■ THE REQUEST: Set down all of the data that follows word for word, without the images.

==================================================

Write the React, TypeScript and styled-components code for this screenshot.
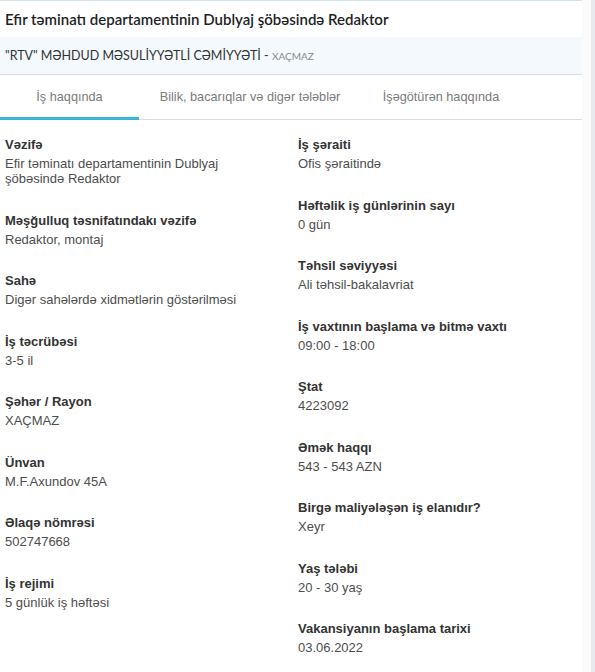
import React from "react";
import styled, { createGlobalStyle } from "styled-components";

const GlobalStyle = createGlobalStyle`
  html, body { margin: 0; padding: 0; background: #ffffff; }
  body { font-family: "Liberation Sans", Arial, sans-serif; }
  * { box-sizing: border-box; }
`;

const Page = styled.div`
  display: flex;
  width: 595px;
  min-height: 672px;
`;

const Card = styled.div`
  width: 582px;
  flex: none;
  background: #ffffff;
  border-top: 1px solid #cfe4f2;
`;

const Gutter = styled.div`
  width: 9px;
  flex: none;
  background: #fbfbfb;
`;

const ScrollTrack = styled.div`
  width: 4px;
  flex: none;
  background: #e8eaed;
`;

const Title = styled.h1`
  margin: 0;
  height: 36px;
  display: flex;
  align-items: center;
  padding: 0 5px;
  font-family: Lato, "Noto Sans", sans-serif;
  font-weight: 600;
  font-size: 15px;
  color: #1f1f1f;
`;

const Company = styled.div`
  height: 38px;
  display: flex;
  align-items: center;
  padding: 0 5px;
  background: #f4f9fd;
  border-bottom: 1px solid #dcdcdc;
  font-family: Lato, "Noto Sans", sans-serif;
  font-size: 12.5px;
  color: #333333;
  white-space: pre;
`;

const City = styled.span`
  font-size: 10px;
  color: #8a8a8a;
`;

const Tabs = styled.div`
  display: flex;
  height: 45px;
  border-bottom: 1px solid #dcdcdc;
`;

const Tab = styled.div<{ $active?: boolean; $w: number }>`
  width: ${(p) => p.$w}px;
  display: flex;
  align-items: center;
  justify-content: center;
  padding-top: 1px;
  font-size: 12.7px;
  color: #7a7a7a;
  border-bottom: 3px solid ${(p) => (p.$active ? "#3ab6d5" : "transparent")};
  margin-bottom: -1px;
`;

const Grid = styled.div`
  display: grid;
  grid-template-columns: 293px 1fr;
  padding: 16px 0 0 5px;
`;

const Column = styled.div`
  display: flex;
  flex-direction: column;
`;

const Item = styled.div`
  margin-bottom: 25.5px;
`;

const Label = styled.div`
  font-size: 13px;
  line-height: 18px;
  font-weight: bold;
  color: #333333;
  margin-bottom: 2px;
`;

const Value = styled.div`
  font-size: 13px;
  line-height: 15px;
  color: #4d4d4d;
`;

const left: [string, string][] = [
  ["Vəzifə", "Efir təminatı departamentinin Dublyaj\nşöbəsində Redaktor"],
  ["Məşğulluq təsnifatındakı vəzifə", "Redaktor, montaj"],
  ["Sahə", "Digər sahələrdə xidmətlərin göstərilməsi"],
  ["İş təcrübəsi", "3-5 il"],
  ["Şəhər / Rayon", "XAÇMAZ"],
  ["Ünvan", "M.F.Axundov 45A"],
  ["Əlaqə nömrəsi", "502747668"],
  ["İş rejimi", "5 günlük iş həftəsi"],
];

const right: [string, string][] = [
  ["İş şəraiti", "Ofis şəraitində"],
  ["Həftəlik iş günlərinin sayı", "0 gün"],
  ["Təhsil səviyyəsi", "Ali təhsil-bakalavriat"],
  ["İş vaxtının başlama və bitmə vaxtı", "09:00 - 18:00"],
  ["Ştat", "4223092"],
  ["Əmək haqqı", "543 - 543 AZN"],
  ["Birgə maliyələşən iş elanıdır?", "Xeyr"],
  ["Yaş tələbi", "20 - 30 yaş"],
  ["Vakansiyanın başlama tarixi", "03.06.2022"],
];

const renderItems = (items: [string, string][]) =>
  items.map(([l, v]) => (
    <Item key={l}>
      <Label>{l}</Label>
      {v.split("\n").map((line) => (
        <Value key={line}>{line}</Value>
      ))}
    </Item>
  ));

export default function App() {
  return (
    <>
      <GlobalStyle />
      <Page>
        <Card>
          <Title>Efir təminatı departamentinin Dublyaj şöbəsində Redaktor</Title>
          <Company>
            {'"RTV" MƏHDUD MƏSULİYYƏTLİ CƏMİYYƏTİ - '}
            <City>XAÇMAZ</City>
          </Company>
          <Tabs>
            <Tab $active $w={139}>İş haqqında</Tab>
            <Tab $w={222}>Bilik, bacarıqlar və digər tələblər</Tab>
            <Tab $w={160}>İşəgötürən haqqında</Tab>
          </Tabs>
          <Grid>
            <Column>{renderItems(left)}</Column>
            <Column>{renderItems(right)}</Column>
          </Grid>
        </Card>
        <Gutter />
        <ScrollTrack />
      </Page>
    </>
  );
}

==================================================

■ RESULT FOR THIS EXERCISE:
Write the React, TypeScript and styled-components code for this screenshot.
import React from "react";
import styled, { createGlobalStyle } from "styled-components";

const GlobalStyle = createGlobalStyle`
  html, body { margin: 0; padding: 0; background: #ffffff; }
  body { font-family: "Liberation Sans", Arial, sans-serif; }
  * { box-sizing: border-box; }
`;

const Page = styled.div`
  display: flex;
  width: 595px;
  min-height: 672px;
`;

const Card = styled.div`
  width: 582px;
  flex: none;
  background: #ffffff;
  border-top: 1px solid #cfe4f2;
`;

const Gutter = styled.div`
  width: 9px;
  flex: none;
  background: #fbfbfb;
`;

const ScrollTrack = styled.div`
  width: 4px;
  flex: none;
  background: #e8eaed;
`;

const Title = styled.h1`
  margin: 0;
  height: 36px;
  display: flex;
  align-items: center;
  padding: 0 5px;
  font-family: Lato, "Noto Sans", sans-serif;
  font-weight: 600;
  font-size: 15px;
  color: #1f1f1f;
`;

const Company = styled.div`
  height: 38px;
  display: flex;
  align-items: center;
  padding: 0 5px;
  background: #f4f9fd;
  border-bottom: 1px solid #dcdcdc;
  font-family: Lato, "Noto Sans", sans-serif;
  font-size: 12.5px;
  color: #333333;
  white-space: pre;
`;

const City = styled.span`
  font-size: 10px;
  color: #8a8a8a;
`;

const Tabs = styled.div`
  display: flex;
  height: 45px;
  border-bottom: 1px solid #dcdcdc;
`;

const Tab = styled.div<{ $active?: boolean; $w: number }>`
  width: ${(p) => p.$w}px;
  display: flex;
  align-items: center;
  justify-content: center;
  padding-top: 1px;
  font-size: 12.7px;
  color: #7a7a7a;
  border-bottom: 3px solid ${(p) => (p.$active ? "#3ab6d5" : "transparent")};
  margin-bottom: -1px;
`;

const Grid = styled.div`
  display: grid;
  grid-template-columns: 293px 1fr;
  padding: 16px 0 0 5px;
`;

const Column = styled.div`
  display: flex;
  flex-direction: column;
`;

const Item = styled.div`
  margin-bottom: 25.5px;
`;

const Label = styled.div`
  font-size: 13px;
  line-height: 18px;
  font-weight: bold;
  color: #333333;
  margin-bottom: 2px;
`;

const Value = styled.div`
  font-size: 13px;
  line-height: 15px;
  color: #4d4d4d;
`;

const left: [string, string][] = [
  ["Vəzifə", "Efir təminatı departamentinin Dublyaj\nşöbəsində Redaktor"],
  ["Məşğulluq təsnifatındakı vəzifə", "Redaktor, montaj"],
  ["Sahə", "Digər sahələrdə xidmətlərin göstərilməsi"],
  ["İş təcrübəsi", "3-5 il"],
  ["Şəhər / Rayon", "XAÇMAZ"],
  ["Ünvan", "M.F.Axundov 45A"],
  ["Əlaqə nömrəsi", "502747668"],
  ["İş rejimi", "5 günlük iş həftəsi"],
];

const right: [string, string][] = [
  ["İş şəraiti", "Ofis şəraitində"],
  ["Həftəlik iş günlərinin sayı", "0 gün"],
  ["Təhsil səviyyəsi", "Ali təhsil-bakalavriat"],
  ["İş vaxtının başlama və bitmə vaxtı", "09:00 - 18:00"],
  ["Ştat", "4223092"],
  ["Əmək haqqı", "543 - 543 AZN"],
  ["Birgə maliyələşən iş elanıdır?", "Xeyr"],
  ["Yaş tələbi", "20 - 30 yaş"],
  ["Vakansiyanın başlama tarixi", "03.06.2022"],
];

const renderItems = (items: [string, string][]) =>
  items.map(([l, v]) => (
    <Item key={l}>
      <Label>{l}</Label>
      {v.split("\n").map((line) => (
        <Value key={line}>{line}</Value>
      ))}
    </Item>
  ));

export default function App() {
  return (
    <>
      <GlobalStyle />
      <Page>
        <Card>
          <Title>Efir təminatı departamentinin Dublyaj şöbəsində Redaktor</Title>
          <Company>
            {'"RTV" MƏHDUD MƏSULİYYƏTLİ CƏMİYYƏTİ - '}
            <City>XAÇMAZ</City>
          </Company>
          <Tabs>
            <Tab $active $w={139}>İş haqqında</Tab>
            <Tab $w={222}>Bilik, bacarıqlar və digər tələblər</Tab>
            <Tab $w={160}>İşəgötürən haqqında</Tab>
          </Tabs>
          <Grid>
            <Column>{renderItems(left)}</Column>
            <Column>{renderItems(right)}</Column>
          </Grid>
        </Card>
        <Gutter />
        <ScrollTrack />
      </Page>
    </>
  );
}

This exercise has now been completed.